What you have to do:
No images are to be carried over; print all other material exactly as it stands.
= = = =
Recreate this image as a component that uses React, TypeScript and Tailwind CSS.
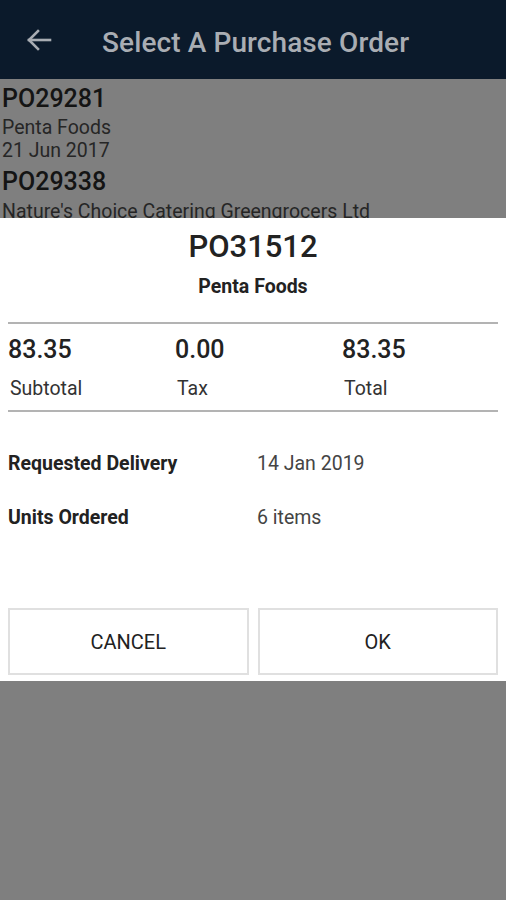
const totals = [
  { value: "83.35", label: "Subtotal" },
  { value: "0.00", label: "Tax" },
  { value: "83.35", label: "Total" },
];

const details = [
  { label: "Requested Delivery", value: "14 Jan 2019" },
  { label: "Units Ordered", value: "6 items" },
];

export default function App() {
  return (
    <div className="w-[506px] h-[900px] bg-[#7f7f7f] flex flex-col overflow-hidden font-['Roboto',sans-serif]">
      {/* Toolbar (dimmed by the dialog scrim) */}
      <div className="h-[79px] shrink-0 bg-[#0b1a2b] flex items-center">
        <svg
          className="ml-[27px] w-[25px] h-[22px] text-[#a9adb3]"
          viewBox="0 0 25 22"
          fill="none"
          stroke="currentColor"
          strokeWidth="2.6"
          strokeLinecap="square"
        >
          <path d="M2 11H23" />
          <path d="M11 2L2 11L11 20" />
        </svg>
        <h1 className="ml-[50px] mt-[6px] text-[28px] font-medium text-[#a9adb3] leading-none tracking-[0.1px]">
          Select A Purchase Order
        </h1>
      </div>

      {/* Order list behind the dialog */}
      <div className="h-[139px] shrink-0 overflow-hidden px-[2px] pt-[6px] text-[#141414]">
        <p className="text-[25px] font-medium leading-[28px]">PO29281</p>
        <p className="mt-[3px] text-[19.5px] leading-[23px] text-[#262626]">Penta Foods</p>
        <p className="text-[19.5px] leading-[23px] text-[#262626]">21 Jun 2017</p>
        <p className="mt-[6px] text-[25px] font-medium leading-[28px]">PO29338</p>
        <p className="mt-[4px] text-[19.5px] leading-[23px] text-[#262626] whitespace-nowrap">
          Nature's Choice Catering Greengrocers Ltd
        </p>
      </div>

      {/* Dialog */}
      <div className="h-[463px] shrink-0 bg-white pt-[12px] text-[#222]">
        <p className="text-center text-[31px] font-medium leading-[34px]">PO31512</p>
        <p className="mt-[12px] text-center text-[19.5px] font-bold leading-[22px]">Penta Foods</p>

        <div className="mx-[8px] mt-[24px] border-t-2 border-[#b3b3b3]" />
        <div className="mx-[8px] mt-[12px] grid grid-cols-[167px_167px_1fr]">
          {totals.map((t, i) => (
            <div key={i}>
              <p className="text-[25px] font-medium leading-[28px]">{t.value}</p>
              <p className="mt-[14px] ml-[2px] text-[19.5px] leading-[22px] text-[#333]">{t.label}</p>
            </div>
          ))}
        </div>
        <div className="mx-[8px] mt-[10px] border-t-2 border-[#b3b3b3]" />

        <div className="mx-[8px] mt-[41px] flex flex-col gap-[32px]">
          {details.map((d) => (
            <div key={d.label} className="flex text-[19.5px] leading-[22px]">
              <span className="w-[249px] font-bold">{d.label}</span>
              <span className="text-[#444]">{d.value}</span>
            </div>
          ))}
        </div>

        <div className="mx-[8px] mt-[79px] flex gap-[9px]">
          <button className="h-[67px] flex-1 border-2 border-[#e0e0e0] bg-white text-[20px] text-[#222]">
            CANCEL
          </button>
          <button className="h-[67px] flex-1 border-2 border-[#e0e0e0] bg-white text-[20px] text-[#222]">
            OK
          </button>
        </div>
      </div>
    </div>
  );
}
= = = =
Reply:
Recreate this image as a component that uses React, TypeScript and Tailwind CSS.
const totals = [
  { value: "83.35", label: "Subtotal" },
  { value: "0.00", label: "Tax" },
  { value: "83.35", label: "Total" },
];

const details = [
  { label: "Requested Delivery", value: "14 Jan 2019" },
  { label: "Units Ordered", value: "6 items" },
];

export default function App() {
  return (
    <div className="w-[506px] h-[900px] bg-[#7f7f7f] flex flex-col overflow-hidden font-['Roboto',sans-serif]">
      {/* Toolbar (dimmed by the dialog scrim) */}
      <div className="h-[79px] shrink-0 bg-[#0b1a2b] flex items-center">
        <svg
          className="ml-[27px] w-[25px] h-[22px] text-[#a9adb3]"
          viewBox="0 0 25 22"
          fill="none"
          stroke="currentColor"
          strokeWidth="2.6"
          strokeLinecap="square"
        >
          <path d="M2 11H23" />
          <path d="M11 2L2 11L11 20" />
        </svg>
        <h1 className="ml-[50px] mt-[6px] text-[28px] font-medium text-[#a9adb3] leading-none tracking-[0.1px]">
          Select A Purchase Order
        </h1>
      </div>

      {/* Order list behind the dialog */}
      <div className="h-[139px] shrink-0 overflow-hidden px-[2px] pt-[6px] text-[#141414]">
        <p className="text-[25px] font-medium leading-[28px]">PO29281</p>
        <p className="mt-[3px] text-[19.5px] leading-[23px] text-[#262626]">Penta Foods</p>
        <p className="text-[19.5px] leading-[23px] text-[#262626]">21 Jun 2017</p>
        <p className="mt-[6px] text-[25px] font-medium leading-[28px]">PO29338</p>
        <p className="mt-[4px] text-[19.5px] leading-[23px] text-[#262626] whitespace-nowrap">
          Nature's Choice Catering Greengrocers Ltd
        </p>
      </div>

      {/* Dialog */}
      <div className="h-[463px] shrink-0 bg-white pt-[12px] text-[#222]">
        <p className="text-center text-[31px] font-medium leading-[34px]">PO31512</p>
        <p className="mt-[12px] text-center text-[19.5px] font-bold leading-[22px]">Penta Foods</p>

        <div className="mx-[8px] mt-[24px] border-t-2 border-[#b3b3b3]" />
        <div className="mx-[8px] mt-[12px] grid grid-cols-[167px_167px_1fr]">
          {totals.map((t, i) => (
            <div key={i}>
              <p className="text-[25px] font-medium leading-[28px]">{t.value}</p>
              <p className="mt-[14px] ml-[2px] text-[19.5px] leading-[22px] text-[#333]">{t.label}</p>
            </div>
          ))}
        </div>
        <div className="mx-[8px] mt-[10px] border-t-2 border-[#b3b3b3]" />

        <div className="mx-[8px] mt-[41px] flex flex-col gap-[32px]">
          {details.map((d) => (
            <div key={d.label} className="flex text-[19.5px] leading-[22px]">
              <span className="w-[249px] font-bold">{d.label}</span>
              <span className="text-[#444]">{d.value}</span>
            </div>
          ))}
        </div>

        <div className="mx-[8px] mt-[79px] flex gap-[9px]">
          <button className="h-[67px] flex-1 border-2 border-[#e0e0e0] bg-white text-[20px] text-[#222]">
            CANCEL
          </button>
          <button className="h-[67px] flex-1 border-2 border-[#e0e0e0] bg-white text-[20px] text-[#222]">
            OK
          </button>
        </div>
      </div>
    </div>
  );
}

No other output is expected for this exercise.